Soil is formed when rocks are broken down by the action of wind, water, and climate. This process of soil formation is called weathering.
It is very important to understand that the nature of any soil depends upon the rocks from which it has been formed, the type of vegetation that grows on it, and the types of organisms that live in it. A vertical section through different layers of the soil is called the soil profile.
Properties Of Soil
You have listed some uses of soil. Let us perform some activities to find the characteristics of the soil.
Percolation rate of water in soil
You often would have noticed that, if during the rainy season, water does not get absorbed on a pucca road, but flows down alongside the road, however, the rainwater gets absorbed in kaccha road. This is primarily due to the percolation rate of water in different types of soil.
The percolation rate of water is nothing but the absorption rate of the soil, i.e. the rate at which the soil absorbs the water. To better understand this, let us try to measure the percolation rate of water in a sample of soil
You will need a hollow cylinder or a pipe. At the place where you collect the soil, place the pipe about 2 cm deep in the ground. Pour 200 mL water into the pipe slowly. For measuring 200 mL water you
can use any empty 200 mL bottle.
Note the time when you start pouring water. When all the water has percolated leaving the pipe empty, note the time again. Be careful not to let the water spill over or run down on the outside of the pipe while pouring.
Now we can calculate therate of percolation by using the following formula:
Percolation rate (mL/min) = amount of water (mL)/ percolation time (min)
For example, suppose that for a certain sample, it took 20 minutes for 200 mL to percolate.

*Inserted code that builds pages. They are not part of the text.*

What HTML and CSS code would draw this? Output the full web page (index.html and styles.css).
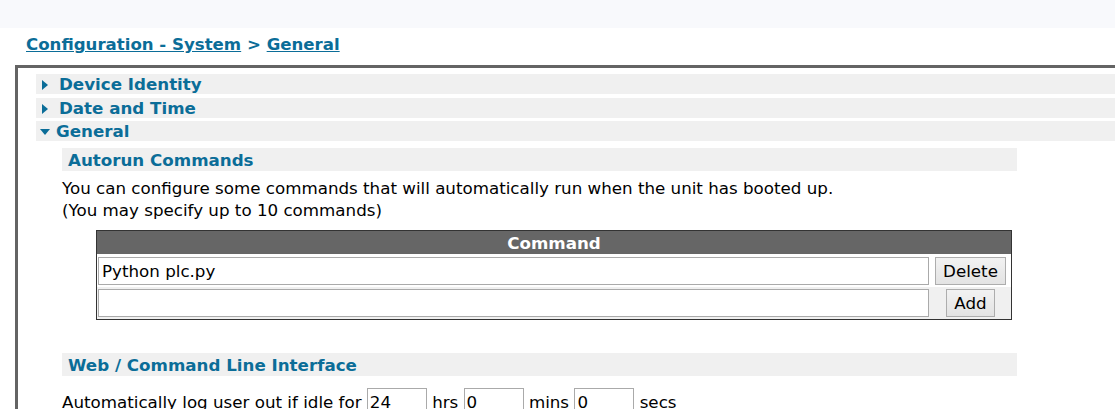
FILE: index.html
```html
<!DOCTYPE html>
<html>
<head>
<meta charset="utf-8">
<link rel="stylesheet" href="styles.css">
</head>
<body>
<div class="topbar"></div>
<div class="crumbs"><a href="#">Configuration - System</a> &gt; <a href="#">General</a></div>
<div class="main">
  <div class="sect"><span class="tri-r"></span>Device Identity</div>
  <div class="sect"><span class="tri-r"></span>Date and Time</div>
  <div class="sect open"><span class="tri-d"></span>General</div>
  <div class="body">
    <div class="sub">Autorun Commands</div>
    <p class="para">You can configure some commands that will automatically run when the unit has booted up.<br>(You may specify up to 10 commands)</p>
    <table class="cmds">
      <thead><tr><th colspan="2">Command</th></tr></thead>
      <tbody>
        <tr><td class="c-in"><input class="tin" type="text" value="Python plc.py"></td><td class="c-btn"><button class="btn">Delete</button></td></tr>
        <tr class="alt"><td class="c-in"><input class="tin" type="text" value=""></td><td class="c-btn"><button class="btn">Add</button></td></tr>
      </tbody>
    </table>
    <div class="sub sub2">Web / Command Line Interface</div>
    <div class="idle">Automatically log user out if idle for <input class="sin" type="text" value="24"> hrs <input class="sin" type="text" value="0"> mins <input class="sin" type="text" value="0"> secs</div>
  </div>
</div>
</body>
</html>
```
FILE: styles.css
```css
html, body { margin: 0; padding: 0; overflow: hidden; background: #fff; }
body { font-family: "DejaVu Sans", Verdana, sans-serif; color: #000; width: 1115px; height: 409px; }
.topbar { height: 28px; background: #f8f9fc; }
.crumbs { padding: 6px 0 0 26px; height: 37px; box-sizing: border-box; font-weight: bold; font-size: 16.6px; line-height: 22px; color: #0b6d98; }
.crumbs a { color: #0b6d98; text-decoration: underline; }
.main { margin-left: 15px; border-top: 3px solid #646464; border-left: 3px solid #646464; padding: 6px 0 0 18px; }
.sect { height: 20px; background: #f0f0f0; margin-bottom: 4px; font-weight: bold; font-size: 16.7px; line-height: 20px; color: #0b6d98; display: flex; align-items: center; }
.sect.open { margin-top: -1px; margin-bottom: 0; }
.tri-r { width: 0; height: 0; border-top: 5px solid transparent; border-bottom: 5px solid transparent; border-left: 6px solid #0b6d98; margin: 1px 11px 0 6px; }
.tri-d { width: 0; height: 0; border-left: 5.5px solid transparent; border-right: 5.5px solid transparent; border-top: 6px solid #0b6d98; margin: 1px 6px 0 4px; }
.body { padding-left: 26px; padding-top: 7px; }
.sub { width: 955px; height: 23px; background: #f0f0f0; box-sizing: border-box; padding-left: 6px; font-weight: bold; font-size: 16.7px; line-height: 24px; color: #0b6d98; }
.sub2 { margin-top: 33px; }
.para { margin: 6px 0 0 0; font-size: 16.7px; line-height: 22px; }
.cmds { margin: 9px 0 0 34px; width: 916px; border-collapse: collapse; border: 1px solid #333; }
.cmds th { background: #666; color: #fff; font-size: 16.7px; font-weight: bold; height: 23px; line-height: 22px; padding: 0; text-align: center; }
.cmds td { padding: 2px 0 2px 1px; }
.cmds tr:first-child td { padding-top: 3px; }
.cmds tr.alt td { background: #f0f0f0; }
.c-in { width: 831px; }
.c-btn { text-align: center; }
.tin { width: 831px; height: 28px; box-sizing: border-box; border: 1px solid #aaa; font-family: "DejaVu Sans", Verdana, sans-serif; font-size: 16.7px; padding: 0 3px; margin: 0; display: block; }
.btn { font-family: "DejaVu Sans", Verdana, sans-serif; font-size: 16.7px; height: 28px; padding: 0 7px; border: 1px solid #adadad; background: linear-gradient(#f2f2f2, #e3e3e3); color: #000; border-radius: 0; }
.idle { margin-top: 12px; font-size: 16.7px; line-height: 28px; }
.sin { width: 60px; height: 28px; box-sizing: border-box; border: 1px solid #aaa; font-family: "DejaVu Sans", Verdana, sans-serif; font-size: 16.7px; padding: 0 2px; margin: 0; vertical-align: top; }
```
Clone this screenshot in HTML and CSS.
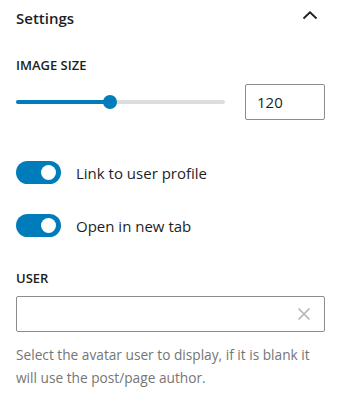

So, rate of percolation = 200 mL
20 min = 10 mL/min
Hence the rate of percolation of this sample of soil is 10ml/min. So, we can easily conclude that the percolation rate of the kutcha road is much more that of a pucca road.
Soil contains moisture
You would have often observed that on a sunny afternoon, the air above the soil appears to shimmer!! Can you guess why? On a hot summer day, the water vapors coming out of the soil reflect the sunlight and hence the air above the soil appears to shimmer. Hence this proves, that soil contains moisture!